Die Uroma von Opa backte Plätzchen und nähte 24
davon mit einem Faden an ein Stück Stoff. Der Papa von Opa durfte dann jeden
Tag ein Plätzchen essen.
Bei manchen Familien machte man 24 Kreidestriche
an die Tür und die Kinder durften jeden Tag einen Strich weg wischen.

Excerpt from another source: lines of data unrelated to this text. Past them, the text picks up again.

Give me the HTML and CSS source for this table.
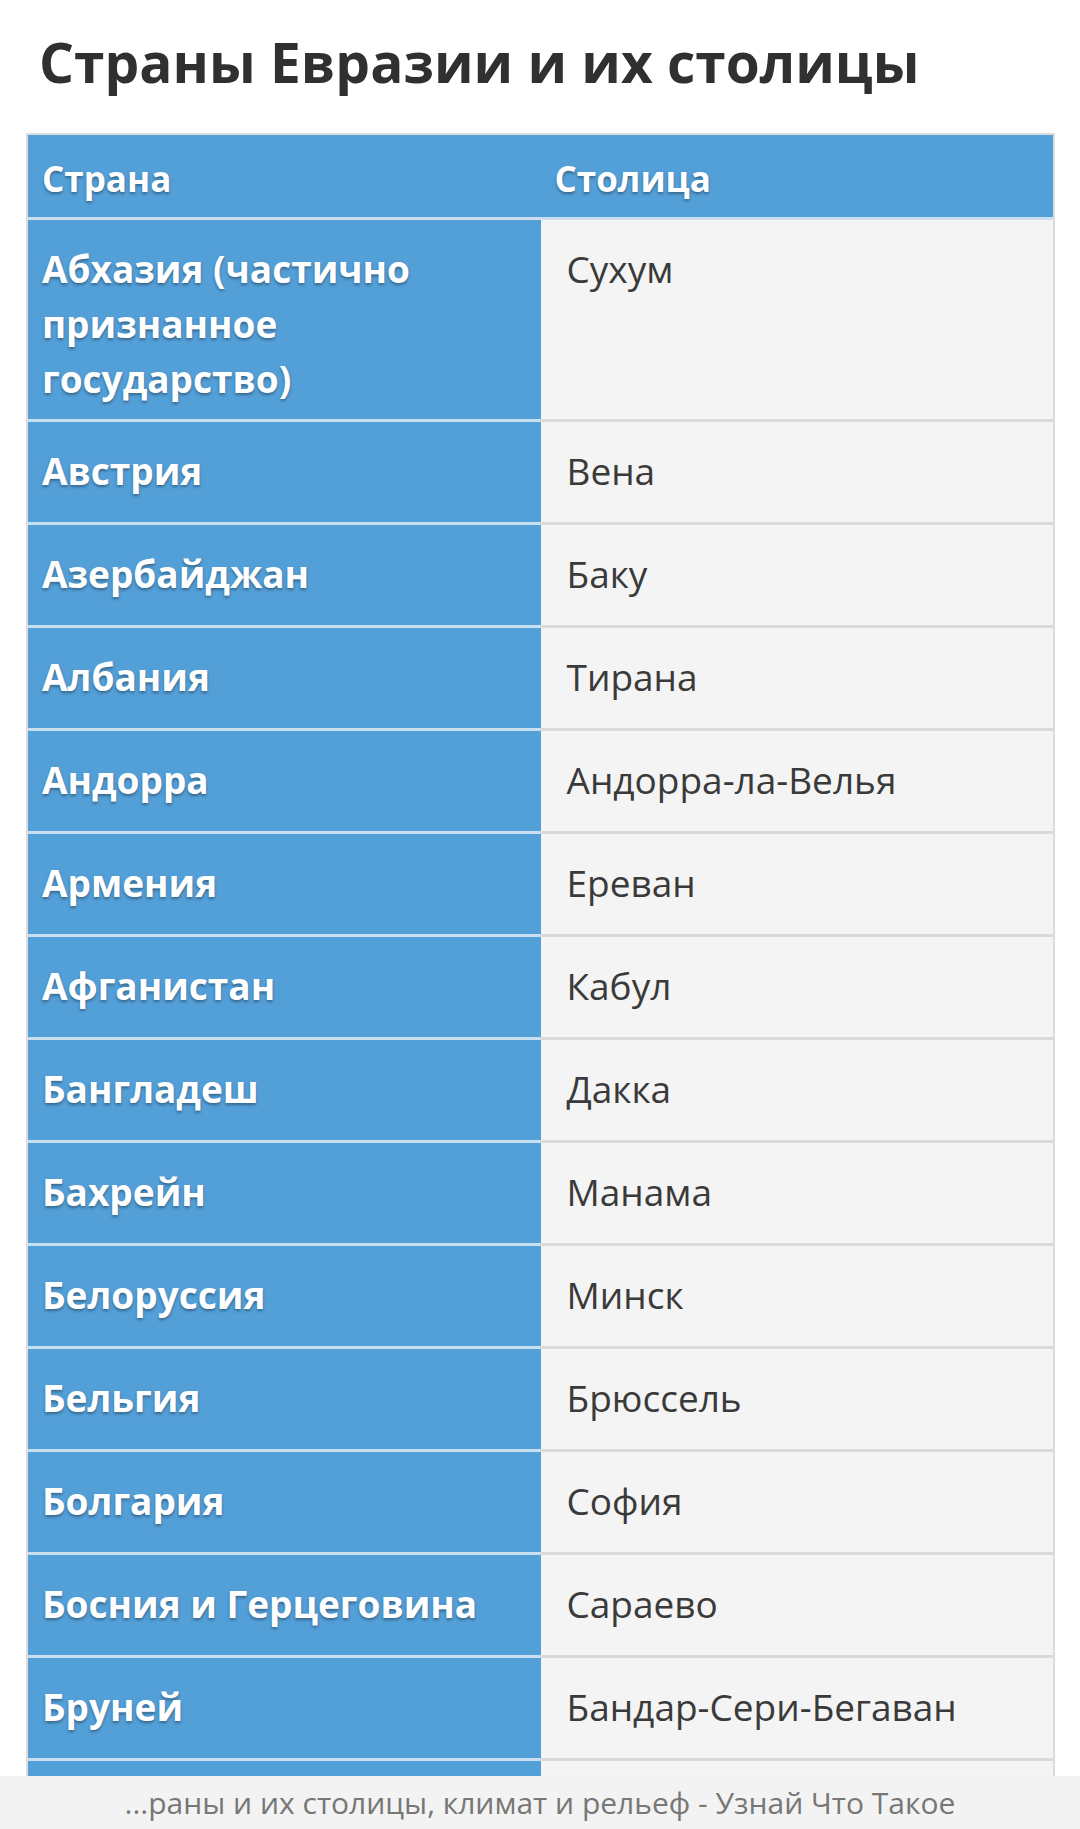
FILE: index.html
```html
<!DOCTYPE html>
<html lang="ru">
<head>
<meta charset="utf-8">
<title>Страны Евразии и их столицы</title>
<link rel="stylesheet" href="styles.css">
</head>
<body>
<h1 class="title">Страны Евразии и их столицы</h1>
<table class="capitals">
  <thead>
    <tr><th class="hcell">Страна</th><th class="hcell">Столица</th></tr>
  </thead>
  <tbody>
    <tr class="tall"><td class="country">Абхазия (частично признанное государство)</td><td class="capital">Сухум</td></tr>
    <tr><td class="country">Австрия</td><td class="capital">Вена</td></tr>
    <tr><td class="country">Азербайджан</td><td class="capital">Баку</td></tr>
    <tr><td class="country">Албания</td><td class="capital">Тирана</td></tr>
    <tr><td class="country">Андорра</td><td class="capital">Андорра-ла-Велья</td></tr>
    <tr><td class="country">Армения</td><td class="capital">Ереван</td></tr>
    <tr><td class="country">Афганистан</td><td class="capital">Кабул</td></tr>
    <tr><td class="country">Бангладеш</td><td class="capital">Дакка</td></tr>
    <tr><td class="country">Бахрейн</td><td class="capital">Манама</td></tr>
    <tr><td class="country">Белоруссия</td><td class="capital">Минск</td></tr>
    <tr><td class="country">Бельгия</td><td class="capital">Брюссель</td></tr>
    <tr><td class="country">Болгария</td><td class="capital">София</td></tr>
    <tr><td class="country">Босния и Герцеговина</td><td class="capital">Сараево</td></tr>
    <tr><td class="country">Бруней</td><td class="capital">Бандар-Сери-Бегаван</td></tr>
    <tr class="hidden-row"><td class="country"></td><td class="capital"></td></tr>
  </tbody>
</table>
<div class="source-bar">...раны и их столицы, климат и рельеф - Узнай Что Такое</div>
</body>
</html>
```
FILE: styles.css
```css
html, body {
  margin: 0;
  padding: 0;
  background: #ffffff;
}
body {
  font-family: "Open Sans", "Noto Sans", "DejaVu Sans", sans-serif;
  color: #333333;
}
.title {
  margin: 28px 0 38px 0;
  padding-left: 39px;
  font-size: 55px;
  line-height: 67px;
  font-weight: 700;
  color: #303030;
}
.capitals {
  margin-left: 26px;
  width: 1029px;
  border-collapse: separate;
  border-spacing: 0;
  border: 2px solid #dcdcdc;
  table-layout: fixed;
}
.hcell {
  width: 50%;
  text-align: left;
  background: #539fd8;
  color: #ffffff;
  font-size: 35px;
  line-height: 55px;
  font-weight: 700;
  padding: 16px 12px 11px 14px;
  border-bottom: 3px solid #cddfee;
  text-shadow: 0 2px 3px rgba(0, 0, 0, 0.35);
}
.country, .capital {
  vertical-align: top;
  font-size: 37px;
  line-height: 55px;
  padding-top: 21px;
  padding-bottom: 24px;
}
.country {
  background: #539fd8;
  color: #ffffff;
  font-weight: 700;
  padding-left: 14px;
  padding-right: 14px;
  border-bottom: 3px solid #c9def0;
  text-shadow: 0 2px 3px rgba(0, 0, 0, 0.35);
}
.capital {
  background: #f4f4f4;
  color: #3a3a3a;
  font-weight: 400;
  padding-left: 26px;
  padding-right: 14px;
  border-bottom: 3px solid #dadada;
}
.tall .country, .tall .capital {
  padding-bottom: 13px;
}
.hidden-row .country, .hidden-row .capital {
  height: 55px;
}
.source-bar {
  position: fixed;
  left: 0;
  right: 0;
  bottom: 0;
  height: 53px;
  background: #f3f3f3;
  color: #777777;
  font-size: 30px;
  line-height: 53px;
  text-align: center;
  white-space: nowrap;
  overflow: hidden;
}
```
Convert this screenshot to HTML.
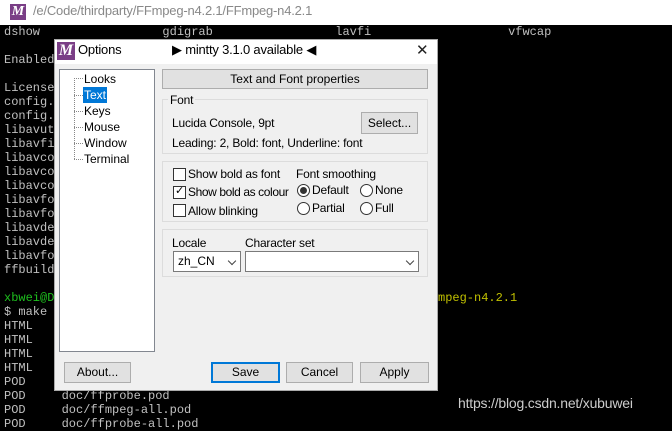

„Striche an der Tür“, meinte Finn, „das finde ich
doof. Dann hätte ich lieber die Plätzchen genommen. Aber noch besser finde ich
die Ritterfiguren.“
„Ich kann dich gut verstehen“, sagte Opa, „doch
weißt du, Finn, wir sollten nicht vergessen, weshalb wir Kerzen anzünden und
schließlich Weihnachten feiern.“
„Na, wegen der Geschenke“, meinte Finn, „das ist
doch ganz klar.“
„Eben nicht, Finn. Es geht nicht darum, dass wir
riesig viele Geschenke bekommen und auch nicht darum, täglich Süßigkeiten im
Adventskalender zu finden. Eigentlich sollen wir uns in der Adventszeit auf die
Geburt von Jesus vorbereiten.“
„Weihnachten ohne Geschenke, das wäre aber ein
echt blödes Fest“, meinte Finn.
„Da hast du Recht. Und weil Gott die Menschen mit
der Geburt von Jesus beschenkt hat, beschenken wir uns noch heute an diesem
Tag.“
„Das ist toll“, sagte Finn.
„Ja“, meinte Opa, „dass es Geschenke gibt, ist
toll und dass Jesus geboren wurde, das ist auch toll.“
„Was ist denn eigentlich so besonders an Jesus?“,
fragte Finn.
„Das ist gar nicht so einfach zu erklären“, meinte
Opa. „Hier auf der Erde gibt es Menschen, die lieb und leider auch Menschen,
die böse sind.“
„Ich bin aber nicht böse – oder?“
„Nein, mein Junge, du bist nicht böse.“
„Und Jesus“, fragte Finn weiter, „war Jesus böse?“
„Nein, Jesus war auch nicht böse. Ganz im
Gegenteil. Jesus kam auf die Welt, um den Menschen zu zeigen, wie man sich
verhalten soll, wenn man lieb sein möchte. Und das ist manchmal gar nicht so
einfach.“
„Das stimmt. Wenn der Tim wieder mit mir streitet
und ich das gar nicht will, dann ist dass gar nicht so einfach. Dann fängt er
nämlich an, mich zu schupsen und wenn ich mich dann nicht wehre, dann sagen die
anderen Kinder, ich sei ein Feigling. Ich will aber kein Feigling sein. Aber
böse will ich auch nicht sein.“
„Siehst du, genau das meine ich. Es ist gar nicht
so einfach, ein lieber Mensch zu sein. Doch wir wollen uns bemühen, nicht wahr,
Finn.“
„Ja, Opa! Und zu Weihnachten da möchten wir
Geschenke und im Advent einen Adventskalender und Plätzchen und Kerzen. Und auf
den Weihnachtsmarkt, da gehen wir auch, oder?“
„Natürlich! Wir machen es uns recht gemütlich in
der Adventszeit und zu Weihnachten, aber wir wollen auch an Jesus denken und zu
Weihnachten lesen wir die Geschichte von seiner Geburt.“
„Ja, das machen wir, Opa. Und du bringst die Oma
mit und dann singen wir Weihnachtslieder. Aber zuerst öffnen wir die Geschenke.